Shortly afterwards he became known to the public as a tolerable poet, by the production of a poem entitled, Honour, and another called an Essay on Satire, inscribed to Warburton, to whose edition of Pope's works it has been prefixed. In 1750, becoming acquainted with Mr. Allen, of Prior Park, near Bath, he preached in that city two sermons against gaming, which are said to have induced the magistrates to order the suppression of all public gaming-tables. In 1751, he at once established his reputation as a writer, by the publication of his celebrated Essays on the Characteristics of the Earl of Shaftesbury; a work which, whilst it refuted many of that nobleman's positions, was remarkable for the elegance and spirit of its style, and its total freedom from controversial bitterness. It was answered by Mr. Bulkeley, and an anonymous writer; but in a manner that retarded neither the reputation nor sale of the Essays, which, in a few years, reached a fifth edition. In 1754, he published a sermon On the Use and Abuse of Externals in Religion; and in the following year he became D.D., and produced, at Drury Lane Theatre, his tragedy of Barbarossa, which was received with applause, and still retains possession of the stage.
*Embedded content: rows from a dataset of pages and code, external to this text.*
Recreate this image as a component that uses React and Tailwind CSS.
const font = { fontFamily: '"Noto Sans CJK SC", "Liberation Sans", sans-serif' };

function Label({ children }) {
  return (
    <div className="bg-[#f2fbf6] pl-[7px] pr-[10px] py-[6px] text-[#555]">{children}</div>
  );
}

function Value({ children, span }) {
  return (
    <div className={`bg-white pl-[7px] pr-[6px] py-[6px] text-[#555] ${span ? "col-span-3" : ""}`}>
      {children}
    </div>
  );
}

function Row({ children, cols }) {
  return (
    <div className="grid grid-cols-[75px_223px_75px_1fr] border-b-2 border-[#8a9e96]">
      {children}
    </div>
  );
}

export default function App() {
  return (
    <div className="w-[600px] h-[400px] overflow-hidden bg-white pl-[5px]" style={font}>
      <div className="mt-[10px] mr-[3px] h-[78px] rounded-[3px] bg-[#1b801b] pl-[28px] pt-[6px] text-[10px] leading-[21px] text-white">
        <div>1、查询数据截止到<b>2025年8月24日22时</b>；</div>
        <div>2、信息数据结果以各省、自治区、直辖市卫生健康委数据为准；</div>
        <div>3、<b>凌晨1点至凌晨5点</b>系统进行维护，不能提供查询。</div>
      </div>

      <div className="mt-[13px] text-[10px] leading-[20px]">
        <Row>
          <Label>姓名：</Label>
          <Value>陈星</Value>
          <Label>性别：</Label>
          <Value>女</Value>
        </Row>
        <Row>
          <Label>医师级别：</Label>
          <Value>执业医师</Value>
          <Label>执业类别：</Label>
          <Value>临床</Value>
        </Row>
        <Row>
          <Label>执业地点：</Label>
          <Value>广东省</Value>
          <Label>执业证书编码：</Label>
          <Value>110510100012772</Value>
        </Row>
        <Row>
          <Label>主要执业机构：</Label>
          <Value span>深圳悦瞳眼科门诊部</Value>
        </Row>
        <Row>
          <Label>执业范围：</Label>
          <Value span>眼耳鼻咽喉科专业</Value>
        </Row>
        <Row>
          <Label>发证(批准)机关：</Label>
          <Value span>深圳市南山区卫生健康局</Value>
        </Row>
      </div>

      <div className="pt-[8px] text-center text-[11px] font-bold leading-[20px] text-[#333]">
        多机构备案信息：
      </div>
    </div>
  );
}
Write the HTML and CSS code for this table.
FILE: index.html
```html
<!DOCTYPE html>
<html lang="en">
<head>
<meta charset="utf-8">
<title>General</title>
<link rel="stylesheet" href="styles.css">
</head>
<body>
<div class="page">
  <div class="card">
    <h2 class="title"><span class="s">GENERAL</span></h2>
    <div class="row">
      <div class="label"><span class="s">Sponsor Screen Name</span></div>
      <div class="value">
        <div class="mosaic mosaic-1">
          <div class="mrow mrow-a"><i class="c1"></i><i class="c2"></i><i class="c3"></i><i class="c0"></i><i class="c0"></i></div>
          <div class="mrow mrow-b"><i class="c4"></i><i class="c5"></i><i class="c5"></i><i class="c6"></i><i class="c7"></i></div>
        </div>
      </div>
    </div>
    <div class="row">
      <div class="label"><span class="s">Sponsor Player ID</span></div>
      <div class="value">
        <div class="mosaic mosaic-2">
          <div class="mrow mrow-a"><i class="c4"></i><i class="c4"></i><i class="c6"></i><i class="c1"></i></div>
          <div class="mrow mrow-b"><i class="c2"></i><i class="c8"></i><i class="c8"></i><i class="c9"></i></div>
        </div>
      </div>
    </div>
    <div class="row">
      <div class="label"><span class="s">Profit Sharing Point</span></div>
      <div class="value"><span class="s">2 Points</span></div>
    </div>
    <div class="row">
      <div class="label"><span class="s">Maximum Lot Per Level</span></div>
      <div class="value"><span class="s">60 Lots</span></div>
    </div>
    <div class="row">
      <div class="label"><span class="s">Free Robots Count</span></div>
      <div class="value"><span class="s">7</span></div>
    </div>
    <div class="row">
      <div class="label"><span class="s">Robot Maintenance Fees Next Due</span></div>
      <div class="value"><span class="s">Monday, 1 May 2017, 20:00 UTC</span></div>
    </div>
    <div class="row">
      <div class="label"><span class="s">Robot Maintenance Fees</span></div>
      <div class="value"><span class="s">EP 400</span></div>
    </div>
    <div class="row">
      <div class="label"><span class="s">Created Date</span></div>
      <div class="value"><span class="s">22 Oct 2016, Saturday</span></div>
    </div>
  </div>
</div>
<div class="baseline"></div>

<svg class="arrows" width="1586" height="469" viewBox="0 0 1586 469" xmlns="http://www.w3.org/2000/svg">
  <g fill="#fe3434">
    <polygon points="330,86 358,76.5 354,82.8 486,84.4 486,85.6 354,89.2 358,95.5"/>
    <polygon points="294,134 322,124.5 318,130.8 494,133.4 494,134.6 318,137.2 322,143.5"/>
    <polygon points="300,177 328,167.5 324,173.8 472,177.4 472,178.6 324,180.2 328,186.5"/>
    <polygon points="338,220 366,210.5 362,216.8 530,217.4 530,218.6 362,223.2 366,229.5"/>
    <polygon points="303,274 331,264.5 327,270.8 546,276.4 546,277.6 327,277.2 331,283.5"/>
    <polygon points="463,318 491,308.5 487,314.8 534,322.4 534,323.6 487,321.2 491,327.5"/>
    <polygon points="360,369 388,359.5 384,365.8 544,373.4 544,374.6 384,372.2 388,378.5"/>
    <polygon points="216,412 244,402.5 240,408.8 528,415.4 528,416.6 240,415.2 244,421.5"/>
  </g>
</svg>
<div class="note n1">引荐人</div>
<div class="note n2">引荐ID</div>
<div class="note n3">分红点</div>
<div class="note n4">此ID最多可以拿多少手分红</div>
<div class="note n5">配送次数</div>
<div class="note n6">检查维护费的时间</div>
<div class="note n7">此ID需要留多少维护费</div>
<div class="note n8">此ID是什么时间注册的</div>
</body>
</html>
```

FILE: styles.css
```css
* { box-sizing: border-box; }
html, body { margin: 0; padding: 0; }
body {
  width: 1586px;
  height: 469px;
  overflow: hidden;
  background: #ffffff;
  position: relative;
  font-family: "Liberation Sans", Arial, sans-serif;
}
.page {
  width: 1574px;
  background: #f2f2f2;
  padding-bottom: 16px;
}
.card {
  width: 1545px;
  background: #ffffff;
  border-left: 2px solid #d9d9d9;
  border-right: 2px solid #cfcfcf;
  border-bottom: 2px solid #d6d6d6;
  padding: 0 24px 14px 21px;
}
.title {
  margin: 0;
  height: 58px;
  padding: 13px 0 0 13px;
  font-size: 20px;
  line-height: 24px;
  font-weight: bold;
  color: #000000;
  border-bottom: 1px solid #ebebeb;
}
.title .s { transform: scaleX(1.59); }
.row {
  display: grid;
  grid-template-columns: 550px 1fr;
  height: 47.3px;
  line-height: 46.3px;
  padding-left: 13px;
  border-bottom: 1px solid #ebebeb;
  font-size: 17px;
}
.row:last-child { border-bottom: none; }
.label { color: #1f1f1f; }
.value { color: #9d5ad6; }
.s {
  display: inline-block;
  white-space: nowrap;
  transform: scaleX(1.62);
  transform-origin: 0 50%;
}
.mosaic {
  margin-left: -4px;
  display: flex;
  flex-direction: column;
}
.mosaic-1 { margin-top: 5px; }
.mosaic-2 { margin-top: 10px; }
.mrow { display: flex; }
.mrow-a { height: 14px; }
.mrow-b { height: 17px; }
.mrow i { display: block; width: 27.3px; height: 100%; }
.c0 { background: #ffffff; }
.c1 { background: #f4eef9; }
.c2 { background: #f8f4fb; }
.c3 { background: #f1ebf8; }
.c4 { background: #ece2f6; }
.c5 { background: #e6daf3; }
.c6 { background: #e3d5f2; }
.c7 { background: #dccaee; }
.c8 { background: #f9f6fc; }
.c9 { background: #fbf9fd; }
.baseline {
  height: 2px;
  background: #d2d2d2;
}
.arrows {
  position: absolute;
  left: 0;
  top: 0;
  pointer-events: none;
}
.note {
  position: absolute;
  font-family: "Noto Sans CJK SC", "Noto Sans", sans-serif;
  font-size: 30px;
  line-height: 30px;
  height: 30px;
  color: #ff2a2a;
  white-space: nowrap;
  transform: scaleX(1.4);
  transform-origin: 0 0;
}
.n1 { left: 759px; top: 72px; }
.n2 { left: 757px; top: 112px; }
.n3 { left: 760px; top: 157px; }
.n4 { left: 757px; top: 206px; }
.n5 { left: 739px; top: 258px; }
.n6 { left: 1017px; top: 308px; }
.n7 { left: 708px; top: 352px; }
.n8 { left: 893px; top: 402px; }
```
In 1756, he was less successful in his tragedy of Athelstan; and it is to be observed, that he did not give his name publicly to either of these performances.
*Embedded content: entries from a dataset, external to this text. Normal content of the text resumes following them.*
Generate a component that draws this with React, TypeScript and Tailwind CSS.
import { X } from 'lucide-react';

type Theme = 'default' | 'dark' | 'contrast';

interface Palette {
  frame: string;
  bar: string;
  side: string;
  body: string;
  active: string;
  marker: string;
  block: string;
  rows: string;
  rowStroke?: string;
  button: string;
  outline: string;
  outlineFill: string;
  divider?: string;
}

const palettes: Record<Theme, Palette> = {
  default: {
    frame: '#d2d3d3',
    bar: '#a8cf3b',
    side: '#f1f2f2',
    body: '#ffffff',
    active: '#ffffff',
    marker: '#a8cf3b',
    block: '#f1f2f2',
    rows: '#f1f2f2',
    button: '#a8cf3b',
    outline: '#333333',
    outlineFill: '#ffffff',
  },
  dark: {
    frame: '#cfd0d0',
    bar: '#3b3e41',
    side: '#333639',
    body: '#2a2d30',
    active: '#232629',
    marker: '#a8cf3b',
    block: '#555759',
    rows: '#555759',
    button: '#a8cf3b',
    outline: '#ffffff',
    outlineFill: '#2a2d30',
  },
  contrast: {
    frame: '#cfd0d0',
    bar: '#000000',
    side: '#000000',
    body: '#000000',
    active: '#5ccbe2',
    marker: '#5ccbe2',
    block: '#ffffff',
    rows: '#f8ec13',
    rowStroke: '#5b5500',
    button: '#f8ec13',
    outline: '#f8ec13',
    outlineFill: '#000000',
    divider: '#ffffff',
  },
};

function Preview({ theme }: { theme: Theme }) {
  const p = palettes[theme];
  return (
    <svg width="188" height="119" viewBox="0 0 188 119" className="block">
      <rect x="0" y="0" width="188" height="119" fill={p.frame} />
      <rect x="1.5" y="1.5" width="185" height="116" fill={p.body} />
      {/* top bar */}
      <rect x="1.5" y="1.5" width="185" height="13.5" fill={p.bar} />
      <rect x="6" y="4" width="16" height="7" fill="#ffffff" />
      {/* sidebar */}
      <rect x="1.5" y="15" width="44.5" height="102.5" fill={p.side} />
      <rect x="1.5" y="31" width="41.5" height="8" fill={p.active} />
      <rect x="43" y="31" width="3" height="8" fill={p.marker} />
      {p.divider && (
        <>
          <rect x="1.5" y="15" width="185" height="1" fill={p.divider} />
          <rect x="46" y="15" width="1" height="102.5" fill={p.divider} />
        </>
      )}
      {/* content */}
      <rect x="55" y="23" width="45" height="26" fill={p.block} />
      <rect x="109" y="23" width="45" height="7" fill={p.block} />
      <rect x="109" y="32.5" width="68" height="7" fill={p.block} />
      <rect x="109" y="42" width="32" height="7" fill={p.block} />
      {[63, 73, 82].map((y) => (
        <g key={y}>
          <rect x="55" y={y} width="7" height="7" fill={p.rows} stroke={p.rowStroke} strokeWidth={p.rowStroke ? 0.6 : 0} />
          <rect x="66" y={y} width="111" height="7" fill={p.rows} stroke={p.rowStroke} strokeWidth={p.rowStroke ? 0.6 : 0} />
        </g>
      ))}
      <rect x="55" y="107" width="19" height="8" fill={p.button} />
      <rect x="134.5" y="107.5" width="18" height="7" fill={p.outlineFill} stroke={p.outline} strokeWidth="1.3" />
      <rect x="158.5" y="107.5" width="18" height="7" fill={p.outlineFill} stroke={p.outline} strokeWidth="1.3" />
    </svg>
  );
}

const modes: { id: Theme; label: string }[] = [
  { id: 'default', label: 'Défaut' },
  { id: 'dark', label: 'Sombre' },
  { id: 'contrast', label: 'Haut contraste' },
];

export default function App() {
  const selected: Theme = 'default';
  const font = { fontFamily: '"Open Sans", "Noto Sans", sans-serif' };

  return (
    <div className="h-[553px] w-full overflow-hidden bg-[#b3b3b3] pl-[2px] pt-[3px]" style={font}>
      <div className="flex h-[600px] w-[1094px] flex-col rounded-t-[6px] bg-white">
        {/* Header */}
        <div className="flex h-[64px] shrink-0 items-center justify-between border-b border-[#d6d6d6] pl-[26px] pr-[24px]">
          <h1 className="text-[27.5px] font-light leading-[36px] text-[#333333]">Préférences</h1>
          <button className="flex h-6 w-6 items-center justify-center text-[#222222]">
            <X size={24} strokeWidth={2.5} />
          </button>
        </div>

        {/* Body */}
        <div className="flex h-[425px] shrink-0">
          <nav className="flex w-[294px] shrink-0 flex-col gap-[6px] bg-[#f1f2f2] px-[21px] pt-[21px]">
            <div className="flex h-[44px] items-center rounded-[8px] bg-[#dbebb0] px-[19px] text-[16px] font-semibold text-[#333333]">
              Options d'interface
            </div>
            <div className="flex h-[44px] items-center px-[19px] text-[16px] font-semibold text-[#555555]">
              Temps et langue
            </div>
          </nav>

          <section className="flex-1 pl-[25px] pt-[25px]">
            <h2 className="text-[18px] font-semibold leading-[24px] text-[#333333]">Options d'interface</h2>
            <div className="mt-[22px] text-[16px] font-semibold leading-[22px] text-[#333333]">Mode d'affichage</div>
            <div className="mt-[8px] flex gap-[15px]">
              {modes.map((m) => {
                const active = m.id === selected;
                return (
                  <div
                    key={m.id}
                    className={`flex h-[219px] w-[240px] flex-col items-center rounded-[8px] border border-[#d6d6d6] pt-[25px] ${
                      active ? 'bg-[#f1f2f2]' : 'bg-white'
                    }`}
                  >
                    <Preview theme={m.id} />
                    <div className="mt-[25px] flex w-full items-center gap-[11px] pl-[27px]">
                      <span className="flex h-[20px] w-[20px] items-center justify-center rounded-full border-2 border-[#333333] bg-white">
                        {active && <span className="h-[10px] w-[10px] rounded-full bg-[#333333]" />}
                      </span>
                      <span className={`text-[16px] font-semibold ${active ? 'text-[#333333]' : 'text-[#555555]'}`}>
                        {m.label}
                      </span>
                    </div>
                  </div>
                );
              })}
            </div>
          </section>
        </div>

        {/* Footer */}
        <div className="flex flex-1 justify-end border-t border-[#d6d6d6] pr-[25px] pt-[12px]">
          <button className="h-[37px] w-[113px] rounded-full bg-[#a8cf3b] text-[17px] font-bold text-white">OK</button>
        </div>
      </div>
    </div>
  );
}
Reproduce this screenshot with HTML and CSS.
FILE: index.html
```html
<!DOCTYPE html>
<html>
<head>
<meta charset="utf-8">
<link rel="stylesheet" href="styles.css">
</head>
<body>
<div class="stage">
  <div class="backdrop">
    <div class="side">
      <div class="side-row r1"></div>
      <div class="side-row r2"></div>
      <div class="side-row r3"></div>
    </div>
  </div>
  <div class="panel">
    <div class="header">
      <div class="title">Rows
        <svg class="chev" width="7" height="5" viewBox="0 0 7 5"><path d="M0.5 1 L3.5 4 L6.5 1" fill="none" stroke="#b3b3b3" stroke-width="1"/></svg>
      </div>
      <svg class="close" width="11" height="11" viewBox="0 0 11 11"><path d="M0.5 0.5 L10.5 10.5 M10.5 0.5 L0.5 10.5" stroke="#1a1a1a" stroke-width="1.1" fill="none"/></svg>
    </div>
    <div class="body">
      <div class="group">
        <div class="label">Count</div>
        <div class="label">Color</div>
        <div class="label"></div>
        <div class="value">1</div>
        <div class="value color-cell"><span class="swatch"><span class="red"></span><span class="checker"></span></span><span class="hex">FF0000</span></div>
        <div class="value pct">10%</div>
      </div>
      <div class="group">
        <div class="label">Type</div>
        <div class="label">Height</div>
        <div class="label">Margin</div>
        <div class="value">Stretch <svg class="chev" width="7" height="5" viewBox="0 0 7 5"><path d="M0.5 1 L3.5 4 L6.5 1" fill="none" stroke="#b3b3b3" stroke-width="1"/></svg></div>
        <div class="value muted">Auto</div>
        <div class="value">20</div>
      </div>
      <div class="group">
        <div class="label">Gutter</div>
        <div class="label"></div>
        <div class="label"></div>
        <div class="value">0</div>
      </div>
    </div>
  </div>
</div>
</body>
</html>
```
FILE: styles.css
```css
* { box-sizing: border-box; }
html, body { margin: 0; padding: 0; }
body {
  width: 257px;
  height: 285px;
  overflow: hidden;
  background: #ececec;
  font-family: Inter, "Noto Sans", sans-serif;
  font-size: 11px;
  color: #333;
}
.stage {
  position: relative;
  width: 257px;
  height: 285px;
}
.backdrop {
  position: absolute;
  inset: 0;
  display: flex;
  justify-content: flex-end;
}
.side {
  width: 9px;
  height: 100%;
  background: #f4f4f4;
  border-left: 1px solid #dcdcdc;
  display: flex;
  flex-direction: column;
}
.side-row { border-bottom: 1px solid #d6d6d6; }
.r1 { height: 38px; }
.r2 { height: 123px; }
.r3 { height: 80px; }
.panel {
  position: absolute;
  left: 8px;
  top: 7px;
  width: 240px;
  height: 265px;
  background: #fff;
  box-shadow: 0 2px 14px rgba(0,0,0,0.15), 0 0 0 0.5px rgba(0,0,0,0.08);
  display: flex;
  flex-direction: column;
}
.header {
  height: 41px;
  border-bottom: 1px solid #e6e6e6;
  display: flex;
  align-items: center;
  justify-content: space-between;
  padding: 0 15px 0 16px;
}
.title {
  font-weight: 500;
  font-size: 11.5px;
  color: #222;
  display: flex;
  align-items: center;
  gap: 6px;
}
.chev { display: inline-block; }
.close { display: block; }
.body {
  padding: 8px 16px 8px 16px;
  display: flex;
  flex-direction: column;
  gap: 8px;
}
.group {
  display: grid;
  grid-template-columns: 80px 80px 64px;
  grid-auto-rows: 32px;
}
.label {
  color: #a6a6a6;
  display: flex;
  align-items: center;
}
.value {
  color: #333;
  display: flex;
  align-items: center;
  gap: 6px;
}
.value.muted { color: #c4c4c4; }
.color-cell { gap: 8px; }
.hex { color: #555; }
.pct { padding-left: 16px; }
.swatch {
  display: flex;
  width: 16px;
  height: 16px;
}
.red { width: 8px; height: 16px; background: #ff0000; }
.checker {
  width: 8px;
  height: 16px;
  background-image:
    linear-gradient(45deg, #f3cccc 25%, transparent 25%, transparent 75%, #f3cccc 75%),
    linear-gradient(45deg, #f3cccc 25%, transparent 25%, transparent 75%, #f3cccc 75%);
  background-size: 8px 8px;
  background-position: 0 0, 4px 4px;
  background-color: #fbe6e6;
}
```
A distinguished era of his life may be said to have commenced in 1757, when he published his celebrated Estimate of the Manners and Principles of the Times. Seven editions were printed in the course of a year: upon the higher ranks of life, whom he represented as sunk in luxury, effeminacy, and frivolity, it is said to have made a considerable impression; and few publications were, at the time, more universally read or talked of. It met, however, with many answerers and antagonists, but had the support of no less a writer than Voltaire. "This work," he says, "roused the sensibility of the English nation, and produced the following consequences: — they attacked, almost at one and the same time, all the sea-coasts of France, and her possessions in Asia, Africa, and America." In 1758, Brown published a second volume of The Estimate, which did not add to his reputation, and created him many enemies, from the tone of vanity and arrogance pervading it, and which now began to form too conspicuous a feature in his character. The storm raised against him, both by critics and friends, induced him to retire into the country, where he wrote an Explanatory Defence of the Estimate; but the subject had ceased to excite its former interest, and its revival was received with comparative apathy. A display of his high and sensitive spirit had also alienated from him many of his patrons, and his church preferment closed with a presentation to the vicarage of St. Nicholas, in Newcastle-upon-Tyne, when he resigned a living in Essex, that he had previously obtained from Lord-chancellor Hardwicke, which his pride now hindered him from retaining. He seems, however, to have been appointed one of the chaplains in ordinary to his majesty, and would probably have met with further advancement, but for the death of Dr. Osbaldiston, soon after his translation to the see of London.
From 1760 to 1765 he published, successively, an Additional Dialogue of the Dead between Pericles and Cosmo (a vindication of Pitt); The Cure of Saul, a sacred ode; Dissertation on the Rise, Union, &c. of Poetry and Music; History of the Rise and Progress of Poetry; and Thoughts on Civil Liberty, Licentiousness, and Faction. In this last piece he threw out some ideas upon national education, which called forth the animadversions of Dr. Priestley; but, being communicated to Dr. Damaresq, who was then in Russia, for the purpose of advising the empress as to the establishment of certain schools in her dominions, our author was addressed on the subject, and invited to a correspondence. He accordingly drew up a paper, containing a scheme not only of education, but of legislation, which so pleased the empress, that she gave him an invitation to her court. Ill health, however, and the advice of his friends, dissuaded him from the journey, for the expenses of which he had been assigned £1,000; his enemies accused him of appropriating the whole. but it seems that he had only drawn £200, of which he returned above half. The mortification he felt at the stop put to his designs in Russia considerably agitated his spirits, and as he was subject to frenzy, probably deranged his mind. He fell into an irrecoverable state of dejection and melancholy, and on the 23d of September, 1766, put a period to his existence with a razor, as he lay in his bed.
In addition to the works beforementioned, Dr. Brown wrote several sermons, and A Letter to Dr. Lowth, in answer to one in which that divine charged him with an obsequious admiration of Warburton. He also left, in manuscript, an unfinished work on The Principles of Christian Legislation, the publication of which he directed by his will.
If Dr. Brown is to be estimated by the temporary popularity of his works, and the able antagonists they raised up against him, he must undoubtedly rank high among the authors of the preceding century. He certainly possessed, in an eminent degree, what may be called speculative talent: his sermons are powerful and instructive; his poems not destitute of sublimity and imagination; and his essays on poetry and music evince a scientific genius of no mean order. In the early part of his career he advocated liberal opinions, and his conduct was in accordance with his principles; but these seem to have undergone a considerable change in his late years, when his works betrayed a strong bias towards authority.